Following the success of the book Agam: Filipino Narratives on Uncertainty and Climate Change, the Agam Agenda is now developing a new international literary anthology on climate change. Can you tell us what to expect from this new book?

 

Padma: Harvest Moon (out later in 2021) is an anthology of 30 climate narratives (poetry, fiction, and essays) written in nine world languages, prompted by 30 black and white photographs, from 24 countries. Most of the pieces are written in English or Spanish but the book also includes poems and stories originally written in Zapoteca, Kankanaey, Swahili, Bahasa Indonesia, Turkish, French, and Chinese. These are all translated into English.
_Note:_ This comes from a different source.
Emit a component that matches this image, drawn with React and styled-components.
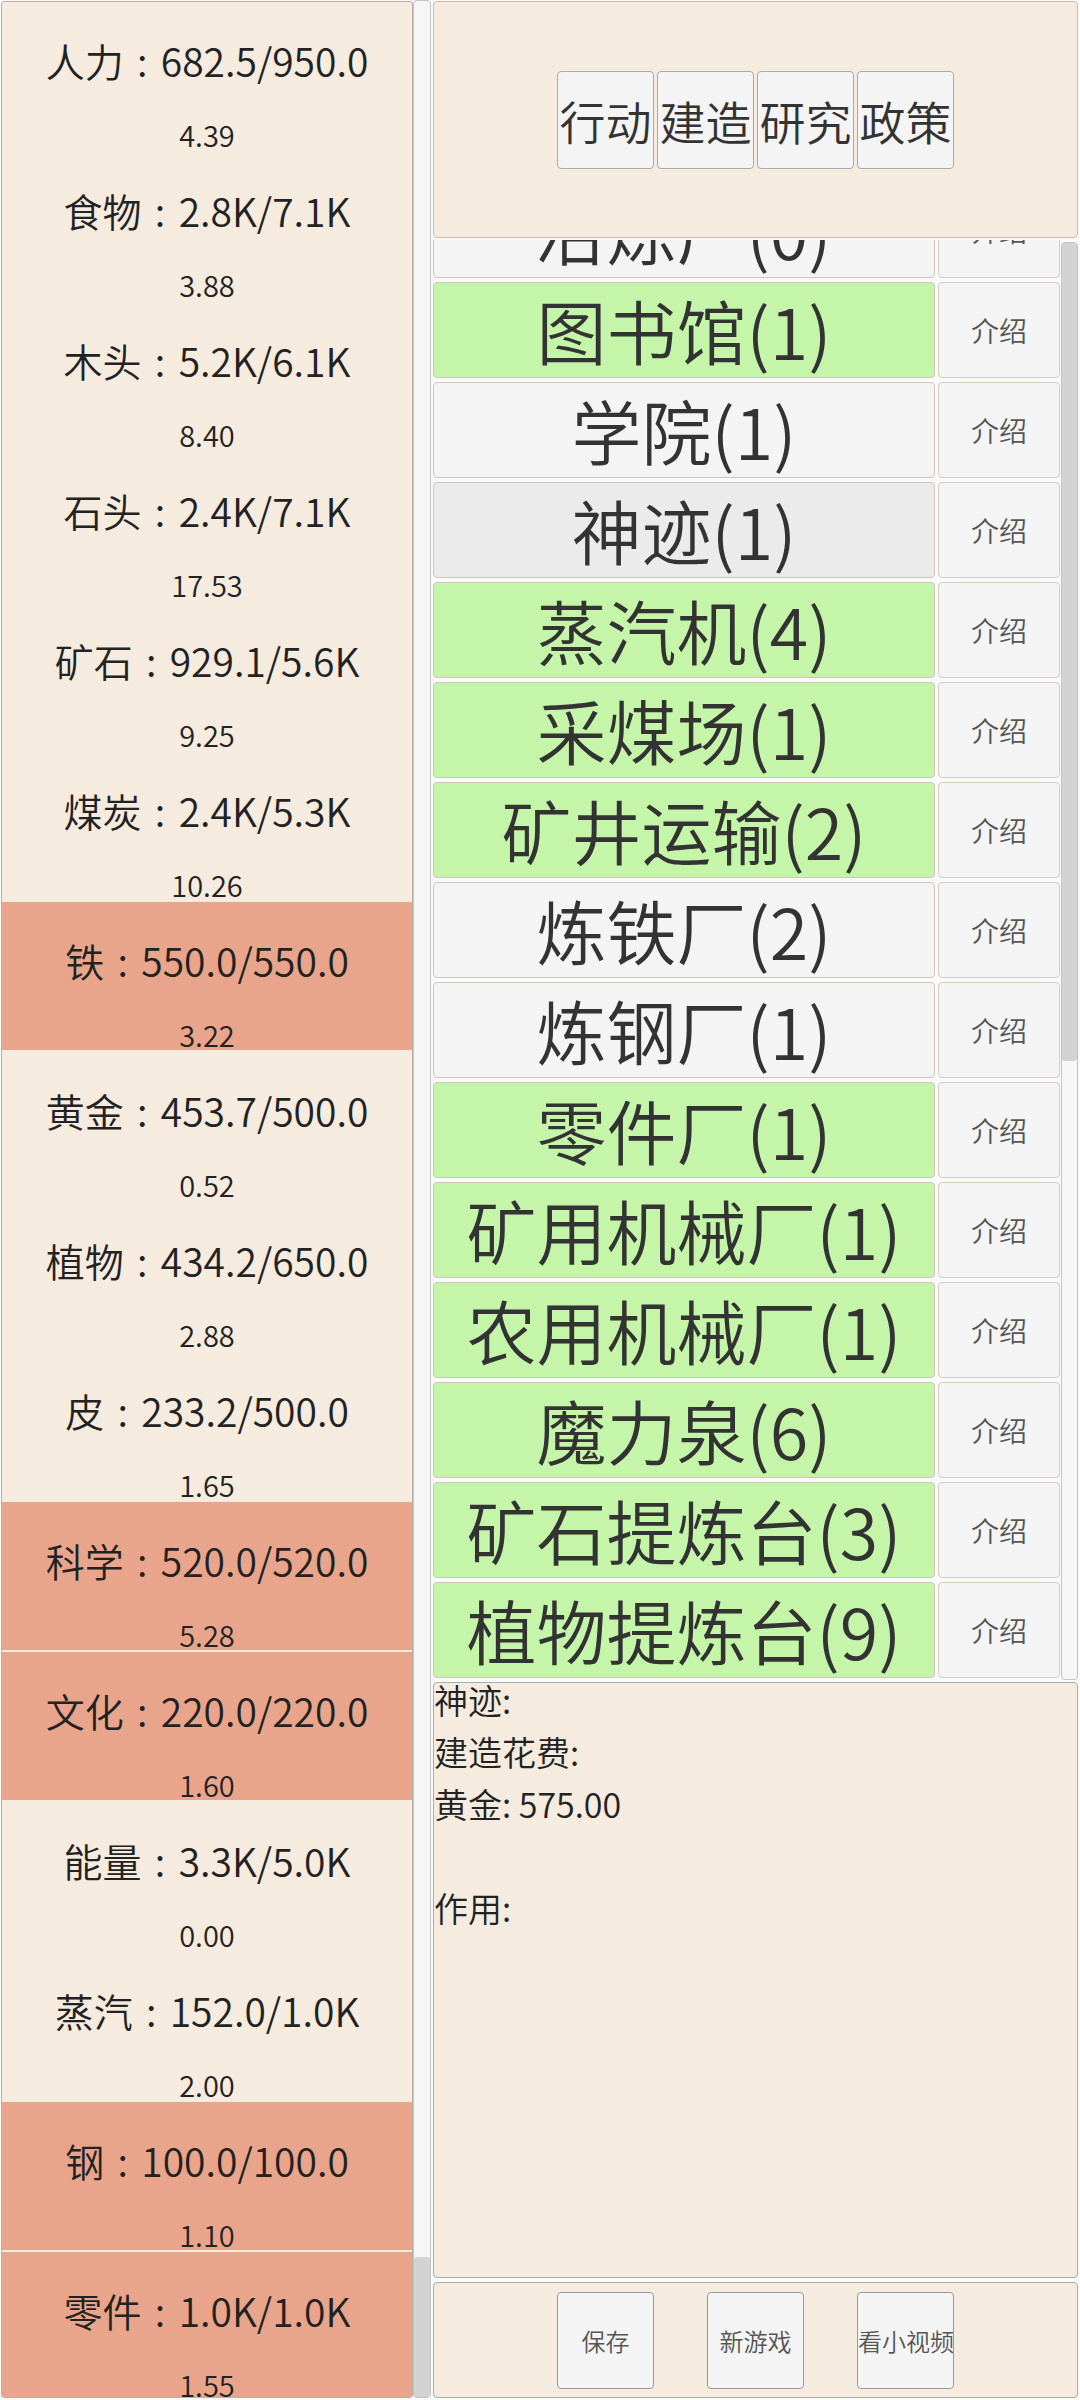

"Art's role in climate advocacy goes beyond being a tool for the creative communication of science and policy."
PADMA PEREZ

Our contributors include Kathy Jetñil-Kijiner, Yuvan Aves, Leonardo Padura, Irma Pineda, Fiston Mwanza Mujila, and Malebo Sephodi. (Try googling them! They’re incredible!) So readers can expect to find a diversity of world views, imagery, and possible futures in the pages of the book.

 

We speak to many of the contributors of both Agam: Filipino Narratives and Harvest Moon on Agam the Climate Podcast, which we produce in collaboration with Ground Bravo studios. You can follow the podcast on Spotify. In the podcast, we talk about the piece they contributed to the book, their work, and their reflections on the roles of artists in facing the climate crisis. While we get ready to launch Harvest Moon, we are busily spreading our spores, chasing wild ideas, and organizing sessions that bring into conversation scientists, writers, artists, activists, and educators for climate action. Abangan!